**AIM OF THE EXERCISE**.
Where the data below has the string "styles", return the whole line.

**PROVIDED DATA**.
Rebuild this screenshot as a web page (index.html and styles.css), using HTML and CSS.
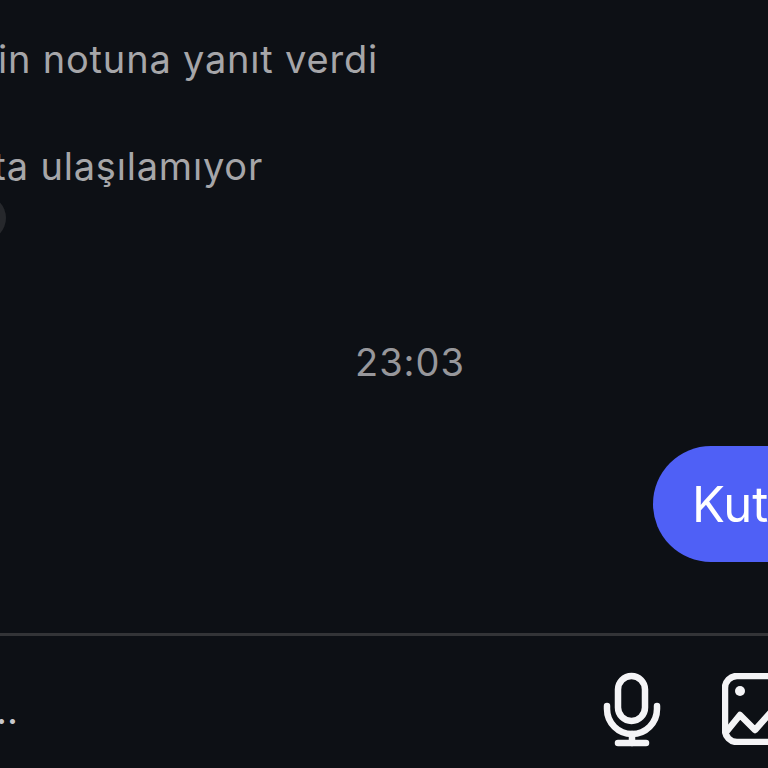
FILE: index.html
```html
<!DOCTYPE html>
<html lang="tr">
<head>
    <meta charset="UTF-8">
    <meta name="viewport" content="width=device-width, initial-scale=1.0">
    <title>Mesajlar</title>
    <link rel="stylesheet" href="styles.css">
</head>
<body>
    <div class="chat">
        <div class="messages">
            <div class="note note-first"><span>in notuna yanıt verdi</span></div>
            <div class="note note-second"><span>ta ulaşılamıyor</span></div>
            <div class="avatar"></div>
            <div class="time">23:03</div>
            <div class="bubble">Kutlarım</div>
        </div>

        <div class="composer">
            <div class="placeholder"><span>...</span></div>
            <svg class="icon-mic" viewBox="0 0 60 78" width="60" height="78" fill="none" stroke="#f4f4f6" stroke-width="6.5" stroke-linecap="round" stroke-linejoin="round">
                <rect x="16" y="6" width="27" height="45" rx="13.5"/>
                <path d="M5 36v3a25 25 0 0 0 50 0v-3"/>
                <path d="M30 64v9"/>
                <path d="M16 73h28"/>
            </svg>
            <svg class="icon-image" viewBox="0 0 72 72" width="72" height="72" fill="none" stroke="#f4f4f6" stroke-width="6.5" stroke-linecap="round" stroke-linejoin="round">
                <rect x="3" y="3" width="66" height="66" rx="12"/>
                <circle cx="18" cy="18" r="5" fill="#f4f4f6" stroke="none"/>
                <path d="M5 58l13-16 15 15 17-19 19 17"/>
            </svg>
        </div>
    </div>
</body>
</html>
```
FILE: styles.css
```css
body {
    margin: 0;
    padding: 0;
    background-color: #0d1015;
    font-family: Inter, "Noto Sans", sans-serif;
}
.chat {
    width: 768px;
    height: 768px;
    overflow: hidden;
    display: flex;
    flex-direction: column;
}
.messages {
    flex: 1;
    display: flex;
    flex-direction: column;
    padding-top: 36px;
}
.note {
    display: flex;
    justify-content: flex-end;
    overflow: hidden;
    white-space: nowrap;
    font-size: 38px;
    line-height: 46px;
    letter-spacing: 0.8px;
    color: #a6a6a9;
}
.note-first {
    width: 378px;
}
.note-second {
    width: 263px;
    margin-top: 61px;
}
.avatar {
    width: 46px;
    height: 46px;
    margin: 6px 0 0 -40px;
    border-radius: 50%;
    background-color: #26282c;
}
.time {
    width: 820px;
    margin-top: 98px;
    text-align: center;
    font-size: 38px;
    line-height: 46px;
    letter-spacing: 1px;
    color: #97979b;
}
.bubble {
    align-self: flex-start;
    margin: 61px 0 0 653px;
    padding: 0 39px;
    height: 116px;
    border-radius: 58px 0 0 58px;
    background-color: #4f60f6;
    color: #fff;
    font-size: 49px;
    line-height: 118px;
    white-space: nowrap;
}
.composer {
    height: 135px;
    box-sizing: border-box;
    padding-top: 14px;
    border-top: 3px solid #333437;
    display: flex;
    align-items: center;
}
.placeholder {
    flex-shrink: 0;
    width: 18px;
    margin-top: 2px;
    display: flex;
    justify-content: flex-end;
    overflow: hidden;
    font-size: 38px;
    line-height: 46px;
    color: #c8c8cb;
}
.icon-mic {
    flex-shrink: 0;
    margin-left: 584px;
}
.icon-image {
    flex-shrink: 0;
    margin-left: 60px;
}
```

**RESULT BELOW**.
Rebuild this screenshot as a web page (index.html and styles.css), using HTML and CSS.
    <link rel="stylesheet" href="styles.css">
FILE: styles.css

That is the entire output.